Mahesh Rajasekharan: Absolutely. Because if you think about it, companies scale because you have tremendous focus and because you are now becoming so important for a certain group of customers who have problems which have been either under met or under solved. Because most of us are solving things in a market where the existing status quo is bad. It’s not greenfield where nothing exists, but existing technologies and solutions do not work, in our case, they do not work in a world which is digitally transforming in retail supply chain with ecommerce with marketplaces and direct to consumer, which now requires omnichannel fulfillment and reverse logistics. Therefore, we have to really focus on which industry, which sub industry, sometimes which micro segment and which geography we’re to focus on, and within that, what problem and who is the buyer persona so that we solve their problem that can be quantified and we have a messaging that resonates with that buyer persona within the segment. And once you get that done, now, depending on the TAM, you can do a series of verticals to expand the TAM. But it’s so important to get a dominant market share. This whole idea, I’m going to get, oh, this is a 4 billion market and all I need is 1% and I’m going to create a $4 million business.

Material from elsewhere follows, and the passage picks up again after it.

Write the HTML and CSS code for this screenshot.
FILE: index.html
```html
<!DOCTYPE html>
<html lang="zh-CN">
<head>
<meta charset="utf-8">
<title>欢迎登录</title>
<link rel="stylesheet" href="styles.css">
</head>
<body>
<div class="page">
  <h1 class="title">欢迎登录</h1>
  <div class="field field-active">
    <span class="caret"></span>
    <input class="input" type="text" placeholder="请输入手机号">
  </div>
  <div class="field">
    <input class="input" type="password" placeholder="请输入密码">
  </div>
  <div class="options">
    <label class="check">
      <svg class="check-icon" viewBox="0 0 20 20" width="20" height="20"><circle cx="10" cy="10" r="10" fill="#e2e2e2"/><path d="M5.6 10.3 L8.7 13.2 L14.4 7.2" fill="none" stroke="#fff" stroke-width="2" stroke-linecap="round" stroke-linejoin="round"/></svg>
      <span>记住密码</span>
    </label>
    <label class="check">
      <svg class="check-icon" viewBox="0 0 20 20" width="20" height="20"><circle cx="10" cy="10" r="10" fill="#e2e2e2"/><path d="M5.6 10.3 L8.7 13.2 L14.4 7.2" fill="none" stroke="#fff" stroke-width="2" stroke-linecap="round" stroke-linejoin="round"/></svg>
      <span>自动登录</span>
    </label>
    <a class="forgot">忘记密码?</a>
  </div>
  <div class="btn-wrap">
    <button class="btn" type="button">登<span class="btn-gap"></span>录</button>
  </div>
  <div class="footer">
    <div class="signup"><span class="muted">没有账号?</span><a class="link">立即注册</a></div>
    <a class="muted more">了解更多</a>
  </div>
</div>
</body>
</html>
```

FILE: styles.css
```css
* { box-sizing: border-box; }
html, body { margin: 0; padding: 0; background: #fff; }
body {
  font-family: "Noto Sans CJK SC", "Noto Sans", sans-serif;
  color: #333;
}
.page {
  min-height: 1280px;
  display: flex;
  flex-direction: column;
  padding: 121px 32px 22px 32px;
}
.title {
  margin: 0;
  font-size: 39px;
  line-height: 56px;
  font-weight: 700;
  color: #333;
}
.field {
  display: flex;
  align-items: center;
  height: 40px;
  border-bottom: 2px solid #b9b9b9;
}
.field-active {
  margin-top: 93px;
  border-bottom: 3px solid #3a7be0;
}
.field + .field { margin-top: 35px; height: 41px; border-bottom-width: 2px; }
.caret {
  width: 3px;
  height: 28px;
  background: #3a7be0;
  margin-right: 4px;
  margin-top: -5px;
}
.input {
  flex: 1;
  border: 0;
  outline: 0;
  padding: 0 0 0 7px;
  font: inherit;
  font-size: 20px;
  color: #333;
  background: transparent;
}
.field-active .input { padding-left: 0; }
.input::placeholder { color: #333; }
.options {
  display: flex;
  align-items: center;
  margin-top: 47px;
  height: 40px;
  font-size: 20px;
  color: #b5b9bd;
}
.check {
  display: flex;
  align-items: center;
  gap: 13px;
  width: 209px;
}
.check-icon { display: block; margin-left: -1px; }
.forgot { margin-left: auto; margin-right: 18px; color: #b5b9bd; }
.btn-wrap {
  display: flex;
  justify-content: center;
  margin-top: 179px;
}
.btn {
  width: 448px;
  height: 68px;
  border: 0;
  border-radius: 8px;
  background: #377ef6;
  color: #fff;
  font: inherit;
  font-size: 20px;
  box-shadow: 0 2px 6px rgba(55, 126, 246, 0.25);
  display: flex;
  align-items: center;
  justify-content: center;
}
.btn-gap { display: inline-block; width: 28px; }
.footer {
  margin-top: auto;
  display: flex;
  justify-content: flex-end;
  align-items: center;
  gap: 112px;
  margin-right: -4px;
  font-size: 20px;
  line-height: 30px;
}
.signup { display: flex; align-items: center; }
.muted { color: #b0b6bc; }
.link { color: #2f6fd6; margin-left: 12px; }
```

No, it never works. You have to get 30, 40, 50% of a small TAM. And then you just get to the next TAM and next TAM and execute a series of verticals, which is all we do within Cleo.

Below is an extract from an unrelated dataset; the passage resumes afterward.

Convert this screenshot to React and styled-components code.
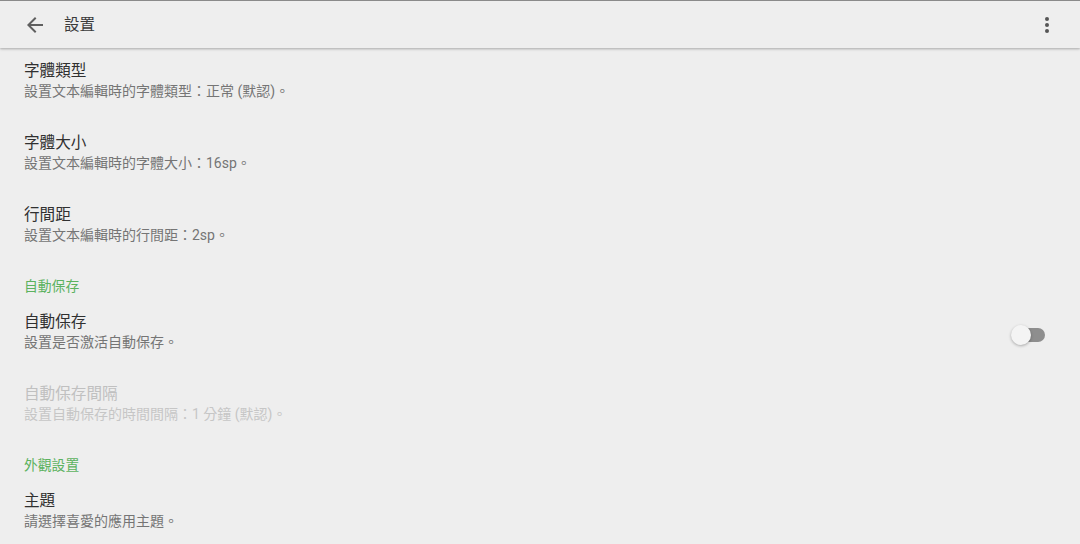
import styled, { createGlobalStyle } from 'styled-components';

const GlobalStyle = createGlobalStyle`
  html, body {
    margin: 0;
    padding: 0;
    background: #eeeeee;
  }
  body {
    font-family: Roboto, "Noto Sans CJK TC", "Noto Sans", sans-serif;
    text-spacing-trim: space-all;
  }
`;

const sections = [
  {
    items: [
      { title: '字體類型', summary: '設置文本編輯時的字體類型：正常 (默認)。' },
      { title: '字體大小', summary: '設置文本編輯時的字體大小：16sp。' },
      { title: '行間距', summary: '設置文本編輯時的行間距：2sp。' },
    ],
  },
  {
    header: '自動保存',
    items: [
      { title: '自動保存', summary: '設置是否激活自動保存。', toggle: true },
      { title: '自動保存間隔', summary: '設置自動保存的時間間隔：1 分鐘 (默認)。', disabled: true },
    ],
  },
  {
    header: '外觀設置',
    items: [{ title: '主題', summary: '請選擇喜愛的應用主題。' }],
  },
];

export default function App() {
  return (
    <Screen>
      <GlobalStyle />
      <Toolbar>
        <IconButton aria-label="back">
          <svg width="24" height="24" viewBox="0 0 24 24">
            <path
              d="M20 11H7.83l5.59-5.59L12 4l-8 8 8 8 1.41-1.41L7.83 13H20v-2z"
              fill="#5f5f5f"
            />
          </svg>
        </IconButton>
        <Title>設置</Title>
        <Spacer />
        <IconButton aria-label="more">
          <svg width="24" height="24" viewBox="0 0 24 24">
            <circle cx="12" cy="6" r="2" fill="#555" />
            <circle cx="12" cy="12" r="2" fill="#555" />
            <circle cx="12" cy="18" r="2" fill="#555" />
          </svg>
        </IconButton>
      </Toolbar>
      <List>
        {sections.map((section, i) => (
          <div key={i}>
            {section.header && <CategoryHeader>{section.header}</CategoryHeader>}
            {section.items.map((item) => (
              <Preference key={item.title}>
                <PrefText>
                  <PrefTitle $disabled={item.disabled}>{item.title}</PrefTitle>
                  <PrefSummary $disabled={item.disabled}>{item.summary}</PrefSummary>
                </PrefText>
                {item.toggle && (
                  <Switch>
                    <Track />
                    <Thumb />
                  </Switch>
                )}
              </Preference>
            ))}
          </div>
        ))}
      </List>
    </Screen>
  );
}

const Screen = styled.div`
  width: 1080px;
  height: 544px;
  overflow: hidden;
  background: #eeeeee;
  border-top: 1px solid #8a8a8a;
  box-sizing: border-box;
`;

const Toolbar = styled.div`
  position: relative;
  z-index: 1;
  display: flex;
  align-items: center;
  height: 47px;
  padding: 0 21px 0 23px;
  background: #eeeeee;
  box-shadow: 0 1px 2px rgba(0, 0, 0, 0.22), 0 2px 3px rgba(0, 0, 0, 0.06);
`;

const IconButton = styled.div`
  display: flex;
  width: 24px;
  height: 24px;
`;

const Title = styled.div`
  margin: 0 0 0 17px;
  font-size: 15.5px;
  line-height: 20px;
  color: #3a3a3a;
`;

const Spacer = styled.div`
  flex: 1;
`;

const List = styled.div`
  display: flex;
  flex-direction: column;
`;

const CategoryHeader = styled.div`
  height: 35px;
  box-sizing: border-box;
  padding: 12px 24px 0;
  line-height: 20px;
  font-size: 13.8px;
  color: #5cb25f;
`;

const Preference = styled.div`
  display: flex;
  align-items: center;
  height: 72px;
  box-sizing: border-box;
  padding: 0 35px 6px 24px;
`;

const PrefText = styled.div`
  flex: 1;
  display: flex;
  flex-direction: column;
`;

const PrefTitle = styled.div`
  font-size: 15.6px;
  line-height: 20px;
  color: ${(p) => (p.$disabled ? '#c0c0c0' : '#303030')};
`;

const PrefSummary = styled.div`
  font-size: 14px;
  line-height: 20px;
  color: ${(p) => (p.$disabled ? '#c6c6c6' : '#757575')};
`;

const Switch = styled.div`
  position: relative;
  width: 36px;
  height: 22px;
  margin-top: 6px;
`;

const Track = styled.div`
  position: absolute;
  left: 4px;
  top: 4px;
  width: 32px;
  height: 14px;
  border-radius: 7px;
  background: #8e8e8e;
`;

const Thumb = styled.div`
  position: absolute;
  left: 2px;
  top: 1px;
  width: 20px;
  height: 20px;
  border-radius: 50%;
  background: #f4f4f4;
  box-shadow: 0 1px 3px rgba(0, 0, 0, 0.3);
`;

Alex Bridgeman: In closing, what advice would you offer software CEOs of younger companies in growing and scaling their businesses?
Mahesh Rajasekharan: My number one advice is always begin with the end in mind and really approach your work with tremendous focus, a sense of urgency, and prioritize execution over strategy. Most CEOs, when they take over the job, they either have some kind of a private placement memorandum or a CIM, a confidential information memorandum, or a three to five year plan that they worked on with the board. That’s when they come on board. And a lot of younger CEOs sort of then immediately jump into the 90 day, 100 day plan, which is important, that you have a 100 day plan. However, your 3 to 5 year plan is sacrosanct. A lot of work went into it. So make sure you can execute to that. So do not throw it away. Break it down into five year goals, three year goals, one year goals, quarterly goals. So that’s sort of my number one thing. Have a clear North Star. Approach the job with tremendous sense of focus and urgency. And execution is key. A lot of people think it’s strategy. When things don’t work, oh, we’ve got the strategy wrong. The odds are the existing organization, existing people can do a whole lot more than what a lot of CEOs think, especially newer CEOs. Oh, I need to make a change. This is not working. I’m going to- Yes, we should absolutely go and get great talent. We should absolutely redo the organization. But there is maniacal power if you bring a tremendous sense of focus and execution, get involved, talk to customers. That’s the other thing I would say, go talk to your customers. They will tell you, especially if you’re a new CEO. Pick up the phone, call the Gartner analyst. Go to talk, travel to your customers. Ask them open ended questions on what you can do better. Not everything they say you have to do, but you have to really give them the permission to give you feedback. And then I’ll go back to the sense of urgency. What did you accomplish in the first hundred days? Measure every day, morning, afternoon, evening. And by doing that, you’re going to create so much credibility with your board that they will give you the permission to go do big things. Always focus on execution.
Alex Bridgeman: I love it. Mahesh, thank you so much for sharing your time on the podcast. I’ve thoroughly enjoyed our conversation and I’m looking forward to the next one, but thanks for sharing a little bit of time today.